In January, however, a strapped VA closed its doors to the estimated 164,000 Priority Group 8 veterans, most of whom were also Medicare-eligible. This decision created a clearly defined, strictly limited pool of veterans who were not getting their care out of the VA budget-and whose alternative was to seek more-costly outside care at Medicare's expense. That gave Medicare, for the first time, a financial incentive to seek change.

Under Principi's plan, the two departments hope sometime next year to start a pilot program called "VA Plus Choice." Under this plan, the Veterans Affairs health system would essentially act as a Medicare HMO. The Priority 8 veterans would not receive the full richness of the regular VA benefit they were denied in January, but they would get a lot more than basic Medicare. Medicare would still have to pay for their care, but at the VA's below-market costs. The VA would be reimbursed only for some of its dual-eligible patients, but that's more than the nothing it gets now. Although this plan is no one's ideal, VA Plus Choice seems acceptable to everyone.
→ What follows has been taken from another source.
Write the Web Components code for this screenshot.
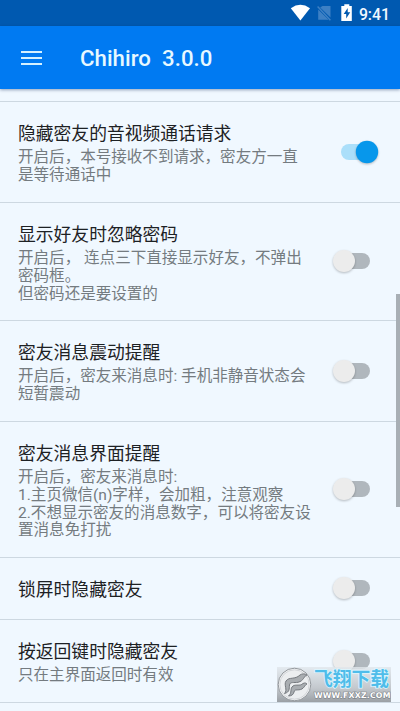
<!DOCTYPE html>
<html lang="zh-CN">
<head>
<meta charset="utf-8">
<title>Chihiro</title>
<style>
html,body{margin:0;height:100%;overflow:hidden}
body{font-family:Roboto,"Noto Sans CJK SC",sans-serif;background:#f0f8ff}
</style>
</head>
<body>
<settings-screen></settings-screen>
<script>
function define(name, html){
  customElements.define(name, class extends HTMLElement{
    constructor(){
      super();
      const t=document.createElement('template');
      t.innerHTML=html;
      this.attachShadow({mode:'open'}).appendChild(t.content.cloneNode(true));
    }
  });
}

define('status-bar', `
<style>
:host{display:block;height:26px;background:#0059b0;color:#f1f8ff}
svg{display:block;width:400px;height:26px}
.bar{display:grid}
.bar>*{grid-area:1/1}
.time{justify-self:end;padding-right:10px;font-size:15.800px;font-weight:500;line-height:29px;height:26px}
</style>
<div class="bar">
<svg viewBox="0 0 400 26">
  <path d="M290.8 8.2Q300.4 1.4 310 8.2L300.4 20.6Z" fill="#fff"/>
  <path d="M322.5 6h8v11.6L320.200 7.600zM318.200 9.600v10.200h10.400z" fill="#3d80c4"/>
  <path d="M317.600 6.600L330.400 20.200" stroke="#3d80c4" stroke-width="1.500"/>
  <path d="M344.300 4.300h5v1.600h2.500V21h-10.500V5.900h3z" fill="#fff"/>
  <path d="M347.700 7.900l-4 6h2.500v4.600l4-6.200h-2.500z" fill="#0059b0"/>
</svg>
<div class="time">9:41</div>
</div>`);

define('app-bar', `
<style>
:host{display:flex;align-items:center;height:63px;background:#007af2;color:#e7f8ff;padding-left:21px;box-shadow:0 1px 3px rgba(0,30,80,.4);position:relative;box-sizing:border-box}
svg{width:21px;height:16px;margin-right:38px}
.t{font-size:22.200px;font-weight:500;white-space:pre;letter-spacing:.05px}
</style>
<svg viewBox="0 0 21 16"><path d="M0 2h21M0 8h21M0 14h21" stroke="#d5f1ff" stroke-width="2.200"/></svg>
<div class="t"><slot></slot></div>`);

define('toggle-switch', `
<style>
:host{display:block;width:48px;height:28px;flex:none}
svg{display:block;overflow:visible}
.on{display:none}
:host([on]) .on{display:block}
:host([on]) .off{display:none}
.k{filter:drop-shadow(0 1px .8px rgba(0,0,0,.25))}
</style>
<svg class="off" width="48" height="28" viewBox="0 0 48 28"><rect x="9" y="6" width="31" height="16" rx="8" fill="#b0b7bd"/><circle class="k" cx="14" cy="14" r="11" fill="#ececec"/></svg>
<svg class="on" width="48" height="28" viewBox="0 0 48 28"><rect x="11" y="6" width="30" height="16" rx="8" fill="#abdffa"/><circle class="k" cx="37" cy="14" r="11.200" fill="#0797eb"/></svg>`);

define('setting-row', `
<style>
:host{display:flex;align-items:center;box-sizing:border-box;height:var(--h);padding-left:18px;border-bottom:1.500px solid #cdd8e1}
.txt{flex:1;min-width:0;align-self:flex-start;padding-top:21.300px}
.title{font-size:17.800px;line-height:21px;color:#1d2124;white-space:nowrap}
.sub{margin-top:5px;font-size:15.550px;line-height:17.800px;color:#747b80;white-space:pre}
</style>
<div class="txt"><div class="title"><slot name="title"></slot></div><div class="sub"><slot></slot></div></div>
<slot name="toggle"></slot>`);

define('site-mark', `
<style>
:host{display:flex;width:114px;height:35px;background:linear-gradient(rgba(225,231,236,.8),rgba(190,195,200,.9) 60%,rgba(150,155,160,.95));align-items:center}
svg{width:35px;height:35px;flex:none}
.n{display:flex;flex-direction:column;white-space:nowrap;margin-left:2px}
.a{font-size:18.800px;line-height:22px;font-weight:700;color:#4fbdea;-webkit-text-stroke:1.500px #dcf6ff;paint-order:stroke fill}
.b{font:bold 7.800px/10px "DejaVu Sans",sans-serif;color:#fff;letter-spacing:.2px;-webkit-text-stroke:1px #777c82;paint-order:stroke fill}
</style>
<svg viewBox="0 0 35 35">
<circle cx="17.500" cy="17.500" r="16.300" fill="#f5f6f7" stroke="#92979c" stroke-width="1"/>
<circle cx="17.500" cy="17.500" r="14.700" fill="#eceef0" stroke="#c5c9cd" stroke-width=".7"/>
<path d="M7.500 26.500C11 23 6.500 18 9 14C12 9.500 18 13 23 8C25 6.500 28 6.500 30 8C27 8.500 27 14 21 15.300C17 16 13 14.500 12.500 18C12 22 13 25 7.500 26.500Z" fill="#a9adb1" stroke="#75797e" stroke-width="1"/>
<path d="M11.500 29C15.500 26 12.500 21.500 16 19C19 17 23 19.500 26 16.500C28 15.500 29 16 30 17C27.500 18 27 22.500 22 22.800C19 23 17.500 22.500 17 25C16.500 27.500 14.500 29 11.500 29Z" fill="#a9adb1" stroke="#75797e" stroke-width="1"/>
</svg>
<div class="n"><div class="a">飞翔下载</div><div class="b">WWW.FXXZ.COM</div></div>`);

define('settings-screen', `
<style>
:host{display:block;position:relative;width:400px;height:711px;background:#f0f8ff;overflow:hidden}
.list{display:flex;flex-direction:column}
.list::before{content:"";box-sizing:border-box;height:12.700px;border-bottom:1px solid #cdd8e1}
.scroll{position:absolute;right:0;top:294px;width:4px;height:213px;background:#a8afb5}
site-mark{position:absolute;left:277px;top:667px}
toggle-switch{margin-right:22px}
</style>
<status-bar></status-bar>
<app-bar>Chihiro  3.0.0</app-bar>
<div class="list">
<setting-row style="--h:101px"><span slot="title">隐藏密友的音视频通话请求</span>开启后，本号接收不到请求，密友方一直
是等待通话中<toggle-switch on slot="toggle"></toggle-switch></setting-row>
<setting-row style="--h:118px"><span slot="title">显示好友时忽略密码</span>开启后， 连点三下直接显示好友，不弹出
密码框。
但密码还是要设置的<toggle-switch slot="toggle"></toggle-switch></setting-row>
<setting-row style="--h:101px"><span slot="title">密友消息震动提醒</span>开启后，密友来消息时: 手机非静音状态会
短暂震动<toggle-switch slot="toggle"></toggle-switch></setting-row>
<setting-row style="--h:136px"><span slot="title">密友消息界面提醒</span>开启后，密友来消息时:
1.主页微信(n)字样，会加粗，注意观察
2.不想显示密友的消息数字，可以将密友设
置消息免打扰<toggle-switch slot="toggle"></toggle-switch></setting-row>
<setting-row style="--h:62px"><span slot="title">锁屏时隐藏密友</span><toggle-switch slot="toggle"></toggle-switch></setting-row>
<setting-row style="--h:83px"><span slot="title">按返回键时隐藏密友</span>只在主界面返回时有效<toggle-switch slot="toggle"></toggle-switch></setting-row>
</div>
<div class="scroll"></div>
<site-mark></site-mark>`);
</script>
</body>
</html>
All of this scrounging for cash to care for vets, of course, would be moot if the VA were guaranteed full funding for its needs, as Medicare is. Activists have long pushed for VA health care funding to be mandatory, set by some inflation-adjusted per-patient formula that neither the president nor Congress could mess with in the annual budget process. The task force itself cautiously suggested mandatory funding for VA medicine. And no less a figure than Senate Minority Leader Tom Daschle, D-S.D., has introduced a mandatory funding bill-S. 19-whose language is largely identical to a 2002 proposal in the House that Lane Evans has reintroduced (H.R. 2318).

Last year, Evans had House Veterans' Affairs Committee Chairman Chris Smith, R-N.J., as his co-sponsor. But this year, Smith has turned away from mandatory funding. Instead, Smith has embraced a more complex mechanism also suggested by the task force: an independent board, charged to analyze the entire VA health system, using a full array of actuarial models, to come up with its best estimate of the next year's costs. The board's number would then have to go into the president's budget request, without being trimmed back by the Office of Management and Budget.

Congress would still have full discretion to fund the board's figure-or more, or less-but "the political and moral pressures would be overwhelming," Smith told National Journal. "I can't imagine that we would decrease it."

The Smith bill (forthcoming) would fall far short of full mandatory funding-perhaps far enough to fly under the radar of opponents. "The committee opposes making veterans' medical care a mandatory program," said House Appropriations spokesman John Scofield. But on the independent board proposal, "we wouldn't have a strong feeling either way."

Naturally, the Bush administration will object to outsiders setting part of its budget request-"That's my responsibility," Principi pointed out. But a good start in Congress may be enough for Smith's bill. And the very modesty of the board proposal-like the self-funding drug benefit, like making VA a Medicare HMO-is what gives it a real political chance.